*Task details:* Starting at the first line of the data, please print exactly those lines through the one that holds "const days = buildDays();", omitting every picture.
───
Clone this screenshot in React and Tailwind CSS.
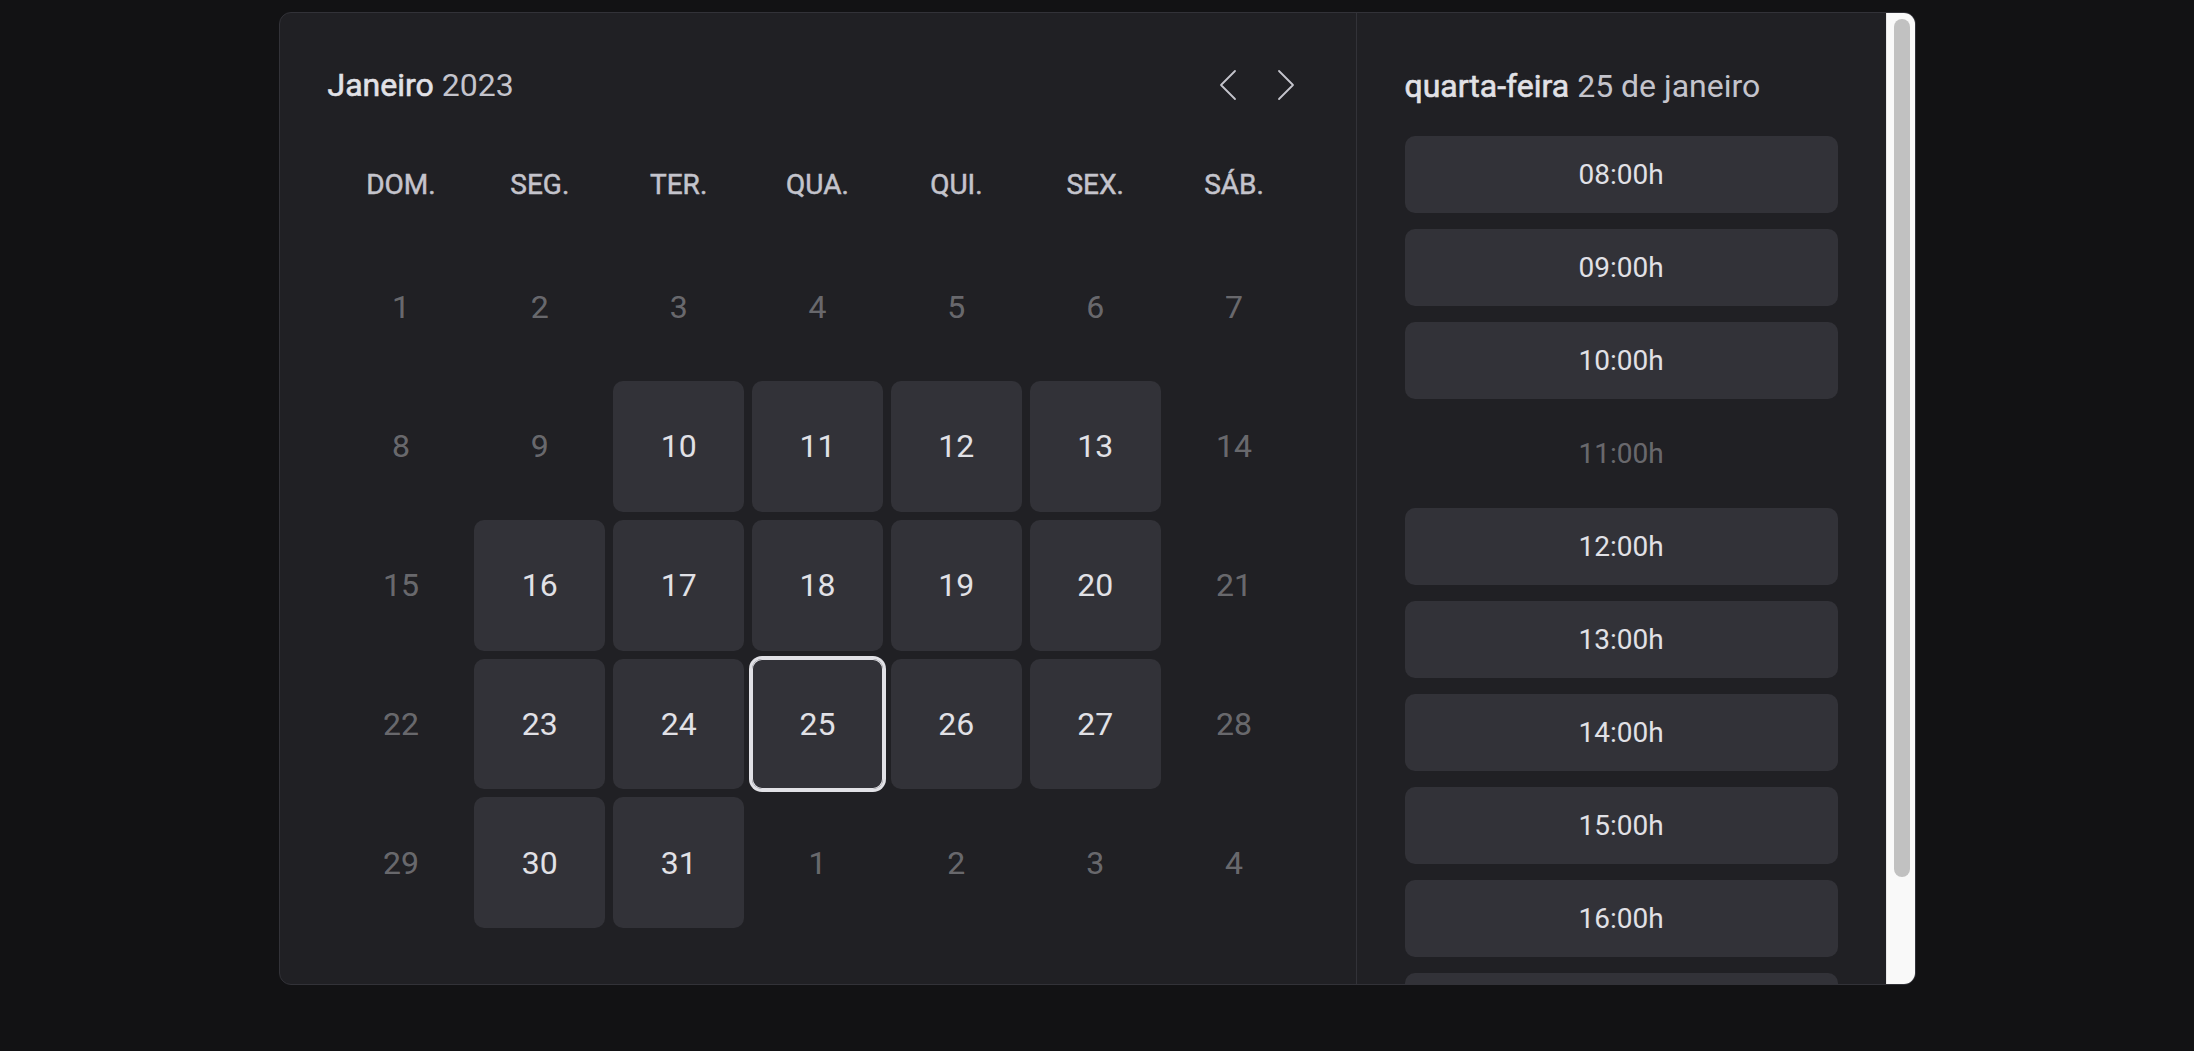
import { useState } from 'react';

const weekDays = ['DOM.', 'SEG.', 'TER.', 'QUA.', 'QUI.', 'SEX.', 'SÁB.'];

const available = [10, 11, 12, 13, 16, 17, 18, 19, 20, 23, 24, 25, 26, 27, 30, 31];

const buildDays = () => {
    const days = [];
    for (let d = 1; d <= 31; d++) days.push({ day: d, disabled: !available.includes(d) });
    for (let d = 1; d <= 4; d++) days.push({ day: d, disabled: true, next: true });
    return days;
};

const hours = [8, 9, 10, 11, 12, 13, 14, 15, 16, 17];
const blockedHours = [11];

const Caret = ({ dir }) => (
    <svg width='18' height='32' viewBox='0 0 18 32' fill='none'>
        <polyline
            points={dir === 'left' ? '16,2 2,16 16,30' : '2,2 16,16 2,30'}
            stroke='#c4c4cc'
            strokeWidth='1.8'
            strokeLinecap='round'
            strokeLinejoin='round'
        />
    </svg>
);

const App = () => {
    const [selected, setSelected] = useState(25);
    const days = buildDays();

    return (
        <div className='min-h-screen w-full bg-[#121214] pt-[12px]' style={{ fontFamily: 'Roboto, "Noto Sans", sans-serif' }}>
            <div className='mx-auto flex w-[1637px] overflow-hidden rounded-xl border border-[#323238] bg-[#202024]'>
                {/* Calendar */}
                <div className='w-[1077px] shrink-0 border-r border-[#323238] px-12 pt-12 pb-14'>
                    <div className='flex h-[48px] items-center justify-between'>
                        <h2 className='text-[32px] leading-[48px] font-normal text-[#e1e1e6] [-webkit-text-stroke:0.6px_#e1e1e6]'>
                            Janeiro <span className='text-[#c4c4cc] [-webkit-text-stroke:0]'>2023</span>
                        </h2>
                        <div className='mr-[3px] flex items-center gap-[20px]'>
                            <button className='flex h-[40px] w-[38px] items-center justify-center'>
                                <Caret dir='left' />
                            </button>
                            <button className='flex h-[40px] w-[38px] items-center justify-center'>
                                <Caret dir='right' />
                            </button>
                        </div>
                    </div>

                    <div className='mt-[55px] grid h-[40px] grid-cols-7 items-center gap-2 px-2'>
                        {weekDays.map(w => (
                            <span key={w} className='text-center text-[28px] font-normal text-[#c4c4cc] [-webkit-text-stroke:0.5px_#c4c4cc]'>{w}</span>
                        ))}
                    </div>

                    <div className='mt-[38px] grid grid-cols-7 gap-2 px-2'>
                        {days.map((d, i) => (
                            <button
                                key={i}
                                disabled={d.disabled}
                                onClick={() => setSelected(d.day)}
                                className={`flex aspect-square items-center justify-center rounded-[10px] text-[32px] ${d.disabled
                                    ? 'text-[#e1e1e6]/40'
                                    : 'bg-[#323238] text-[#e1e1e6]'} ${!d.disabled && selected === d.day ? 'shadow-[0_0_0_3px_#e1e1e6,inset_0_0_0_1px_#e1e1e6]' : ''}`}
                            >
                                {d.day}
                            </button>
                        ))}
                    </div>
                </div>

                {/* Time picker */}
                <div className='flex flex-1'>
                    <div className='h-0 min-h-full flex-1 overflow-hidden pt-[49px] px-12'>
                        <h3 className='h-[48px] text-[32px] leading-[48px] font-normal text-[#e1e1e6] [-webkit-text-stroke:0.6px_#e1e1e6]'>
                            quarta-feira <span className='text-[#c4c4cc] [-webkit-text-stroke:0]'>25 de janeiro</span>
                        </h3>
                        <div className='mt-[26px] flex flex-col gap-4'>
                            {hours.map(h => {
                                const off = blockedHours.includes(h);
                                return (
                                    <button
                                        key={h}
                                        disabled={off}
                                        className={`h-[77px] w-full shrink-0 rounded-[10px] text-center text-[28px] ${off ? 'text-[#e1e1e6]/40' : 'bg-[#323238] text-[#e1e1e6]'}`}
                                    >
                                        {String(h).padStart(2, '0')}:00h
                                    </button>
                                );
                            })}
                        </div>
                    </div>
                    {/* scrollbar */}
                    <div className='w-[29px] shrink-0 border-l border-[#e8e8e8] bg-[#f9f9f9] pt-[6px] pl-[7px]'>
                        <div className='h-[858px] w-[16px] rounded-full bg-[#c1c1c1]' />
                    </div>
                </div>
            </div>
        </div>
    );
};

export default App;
───
*Task output:*
Clone this screenshot in React and Tailwind CSS.
import { useState } from 'react';

const weekDays = ['DOM.', 'SEG.', 'TER.', 'QUA.', 'QUI.', 'SEX.', 'SÁB.'];

const available = [10, 11, 12, 13, 16, 17, 18, 19, 20, 23, 24, 25, 26, 27, 30, 31];

const buildDays = () => {
    const days = [];
    for (let d = 1; d <= 31; d++) days.push({ day: d, disabled: !available.includes(d) });
    for (let d = 1; d <= 4; d++) days.push({ day: d, disabled: true, next: true });
    return days;
};

const hours = [8, 9, 10, 11, 12, 13, 14, 15, 16, 17];
const blockedHours = [11];

const Caret = ({ dir }) => (
    <svg width='18' height='32' viewBox='0 0 18 32' fill='none'>
        <polyline
            points={dir === 'left' ? '16,2 2,16 16,30' : '2,2 16,16 2,30'}
            stroke='#c4c4cc'
            strokeWidth='1.8'
            strokeLinecap='round'
            strokeLinejoin='round'
        />
    </svg>
);

const App = () => {
    const [selected, setSelected] = useState(25);
    const days = buildDays();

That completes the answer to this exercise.